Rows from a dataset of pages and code
* * *
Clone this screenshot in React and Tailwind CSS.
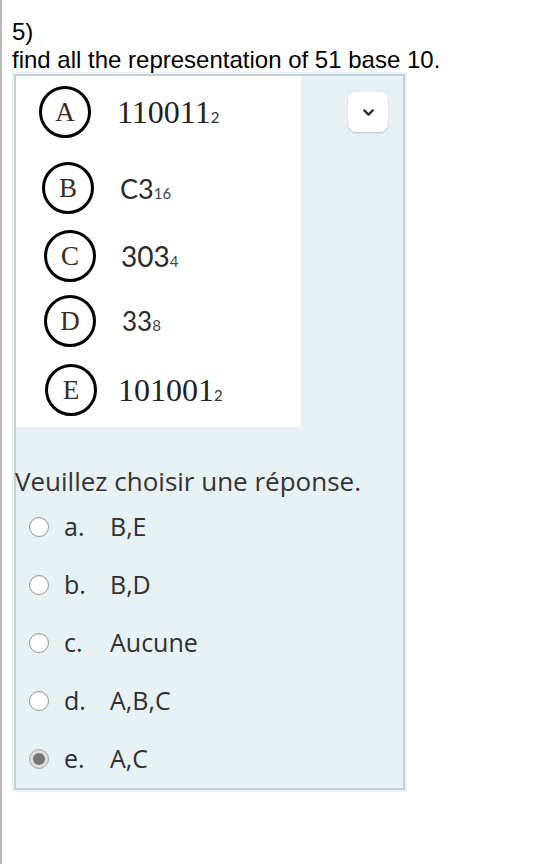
import { ChevronDown } from 'lucide-react';

const choices = [
  { letter: 'A', value: '110011', base: '2', serif: true, size: 'text-[32px]', mt: 'mt-[10px]', cl: 'ml-[23px]', tl: 'ml-[26px]' },
  { letter: 'B', value: 'C3', base: '16', serif: false, size: 'text-[27px]', mt: 'mt-[24px]', cl: 'ml-[26px]', tl: 'ml-[26px]' },
  { letter: 'C', value: '303', base: '4', serif: false, size: 'text-[28px]', mt: 'mt-[16px]', cl: 'ml-[28px]', tl: 'ml-[25px]' },
  { letter: 'D', value: '33', base: '8', serif: false, size: 'text-[26px]', mt: 'mt-[13px]', cl: 'ml-[28px]', tl: 'ml-[26px]' },
  { letter: 'E', value: '101001', base: '2', serif: true, size: 'text-[32px]', mt: 'mt-[17px]', cl: 'ml-[29px]', tl: 'ml-[21px]' },
];

const answers = [
  { key: 'a.', label: 'B,E' },
  { key: 'b.', label: 'B,D' },
  { key: 'c.', label: 'Aucune' },
  { key: 'd.', label: 'A,B,C' },
  { key: 'e.', label: 'A,C', checked: true },
];

function Radio({ checked }) {
  if (checked) {
    return (
      <span className="w-[20px] h-[20px] rounded-full bg-[#dcdcdc] border border-[#a5a5a5] flex items-center justify-center shrink-0">
        <span className="w-[12px] h-[12px] rounded-full bg-[#767676]" />
      </span>
    );
  }
  return (
    <span className="w-[20px] h-[20px] rounded-full bg-white border-[1.5px] border-[#959595] shadow-[inset_0_1px_1px_rgba(0,0,0,0.08)] shrink-0" />
  );
}

export default function App() {
  return (
    <div className="min-h-[864px] bg-white border-l-2 border-[#b9b9b9] font-['Liberation_Sans',Arial,sans-serif] text-black">
      <div className="pt-[18px] pl-[10px] text-[24px] leading-[27.6px]">
        <p>5)</p>
        <p>find all the representation of 51 base 10.</p>
      </div>

      {/* question box */}
      <div className="-mt-px ml-[10px] w-[395px] bg-[#e9f2f5] p-[2px]">
        <div className="relative border-2 border-[#c6d0d3] bg-[#e7f1f4]">
          <button className="absolute left-[332px] top-[16px] w-[40px] h-[40px] rounded-lg bg-white shadow-[0_1px_2px_rgba(0,0,0,0.18)] flex items-center justify-center">
            <ChevronDown size={17} strokeWidth={3.2} className="text-[#2a2a2a]" />
          </button>

          {/* picture of choices */}
          <div className="w-[285px] h-[351px] bg-white flex flex-col">
            {choices.map(c => (
              <div key={c.letter} className={`flex items-center ${c.mt}`}>
                <div className={`${c.cl} w-[52px] h-[52px] rounded-full border-[3px] border-black flex items-center justify-center shrink-0`}>
                  <span className="font-['Liberation_Serif',serif] text-[27px] leading-none text-[#3a2c1f]">{c.letter}</span>
                </div>
                {c.serif ? (
                  <span className={`${c.tl} font-['Liberation_Serif',serif] ${c.size} leading-none text-[#222]`}>
                    {c.value}
                    <span className="text-[15px] font-['Lato',sans-serif] text-[#333]">{c.base}</span>
                  </span>
                ) : (
                  <span className={`${c.tl} font-['Lato',sans-serif] ${c.size} leading-none text-[#2a2a2a]`}>
                    {c.value}
                    <span className="text-[15px] text-[#444]">{c.base}</span>
                  </span>
                )}
              </div>
            ))}
          </div>

          <p className="mt-[37px] -ml-[1px] font-['Open_Sans',sans-serif] text-[26px] leading-[34px] text-[#333]">
            Veuillez choisir une réponse.
          </p>

          <div className="flex flex-col">
            {answers.map(a => (
              <div key={a.key} className="h-[58px] flex items-center pl-[13px] font-['Open_Sans',sans-serif] text-[25px] text-[#2f2f2f]">
                <Radio checked={a.checked} />
                <span className="ml-[15px] w-[46px]">{a.key}</span>
                <span>{a.label}</span>
              </div>
            ))}
          </div>
        </div>
      </div>
    </div>
  );
}
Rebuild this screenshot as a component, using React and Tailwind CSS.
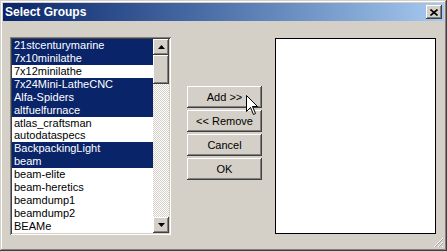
import React from "react";

const ITEMS = [
  ["21stcenturymarine", true],
  ["7x10minilathe", true],
  ["7x12minilathe", false],
  ["7x24Mini-LatheCNC", true],
  ["Alfa-Spiders", true],
  ["altfuelfurnace", true],
  ["atlas_craftsman", false],
  ["autodataspecs", false],
  ["BackpackingLight", true],
  ["beam", true],
  ["beam-elite", false],
  ["beam-heretics", false],
  ["beamdump1", false],
  ["beamdump2", false],
  ["BEAMe", false],
];

const raised =
  "shadow-[inset_-1px_-1px_#404040,inset_1px_1px_#ffffff,inset_-2px_-2px_#808080,inset_2px_2px_#d4d0c8]";

function Arrow({ up }) {
  return (
    <div className={`w-[16px] h-[16px] bg-[#d4d0c8] flex items-center justify-center ${raised}`}>
      <svg width="7" height="4" viewBox="0 0 7 4">
        {up ? <path d="M3.5 0 L7 4 L0 4 Z" fill="#000" /> : <path d="M0 0 L7 0 L3.5 4 Z" fill="#000" />}
      </svg>
    </div>
  );
}

function Btn({ children }) {
  return (
    <div className={`w-[75px] h-[22px] bg-[#d4d0c8] flex items-center justify-center text-[11px] text-black ${raised}`}>
      {children}
    </div>
  );
}

export default function App() {
  return (
    <div
      className="relative w-[447px] h-[251px] bg-[#d4d0c8] overflow-hidden shadow-[inset_-1px_-1px_#404040,inset_1px_1px_#d4d0c8,inset_-2px_-2px_#808080,inset_2px_2px_#ffffff]"
      style={{ fontFamily: '"Liberation Sans", Arial, sans-serif' }}
    >
      {/* Title bar */}
      <div className="mx-[3px] mt-[3px] h-[18px] bg-linear-to-r from-[#0a246a] to-[#a6caf0] flex items-center justify-between pl-[2px] pr-[2px]">
        <span className="text-white font-bold text-[12px] leading-none">Select Groups</span>
        <div className={`w-[16px] h-[14px] bg-[#d4d0c8] flex items-center justify-center ${raised}`}>
          <svg width="8" height="7" viewBox="0 0 8 7">
            <path d="M0.5 0.5 L7.5 6.5 M7.5 0.5 L0.5 6.5" stroke="#000" strokeWidth="1.6" />
          </svg>
        </div>
      </div>

      <div className="flex items-start pl-[10px] pt-[16px]">
        {/* Group list */}
        <div className="w-[161px] h-[198px] bg-white p-[2px] flex shadow-[inset_1px_1px_#808080,inset_-1px_-1px_#ffffff,inset_2px_2px_#404040,inset_-2px_-2px_#d4d0c8]">
          <div className="flex-1 overflow-hidden">
            {ITEMS.map(([name, sel]) => (
              <div
                key={name}
                className={`h-[12.93px] leading-[13px] text-[11px] pl-[2px] whitespace-nowrap ${sel ? "bg-[#0a246a] text-white" : "text-black"}`}
              >
                {name}
              </div>
            ))}
          </div>
          <div className="w-[16px] flex flex-col bg-[conic-gradient(#ffffff_25%,#d4d0c8_0_50%,#ffffff_0_75%,#d4d0c8_0)] bg-[length:2px_2px]">
            <Arrow up />
            <div className={`h-[29px] bg-[#d4d0c8] ${raised}`} />
            <div className="flex-1" />
            <Arrow />
          </div>
        </div>

        {/* Buttons */}
        <div className="ml-[16px] mt-[49px] flex flex-col gap-[2px]">
          <Btn>Add &gt;&gt;</Btn>
          <Btn>&lt;&lt; Remove</Btn>
          <Btn>Cancel</Btn>
          <Btn>OK</Btn>
        </div>

        {/* Selected list */}
        <div className="ml-[13px] mt-[1px] w-[161px] h-[196px] bg-white border border-black" />
      </div>

      {/* size grip */}
      <svg className="absolute right-[3px] bottom-[3px]" width="11" height="11" viewBox="0 0 11 11">
        <path d="M10 1 L1 10 M10 5 L5 10 M10 9 L9 10" stroke="#ffffff" strokeWidth="1" />
        <path d="M10 2 L2 10 M10 6 L6 10" stroke="#a0a0a0" strokeWidth="1" />
      </svg>

      {/* mouse pointer */}
      <svg className="absolute left-[246px] top-[95px]" width="13" height="21" viewBox="0 0 13 21">
        <path
          d="M0.5 0.5 L0.5 16.5 L4.5 12.5 L7.5 19.5 L9.5 18.5 L6.5 11.5 L11.5 11.5 Z"
          fill="#ffffff"
          stroke="#000000"
          strokeWidth="1"
        />
      </svg>
    </div>
  );
}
* * *
## To do
Nothing but the lines from the one containing "Rebuild this screenshot" through the one containing "import React from" should be echoed, each exactly as it stands; pictures are excluded.

## Full response
Rebuild this screenshot as a component, using React and Tailwind CSS.
import React from "react";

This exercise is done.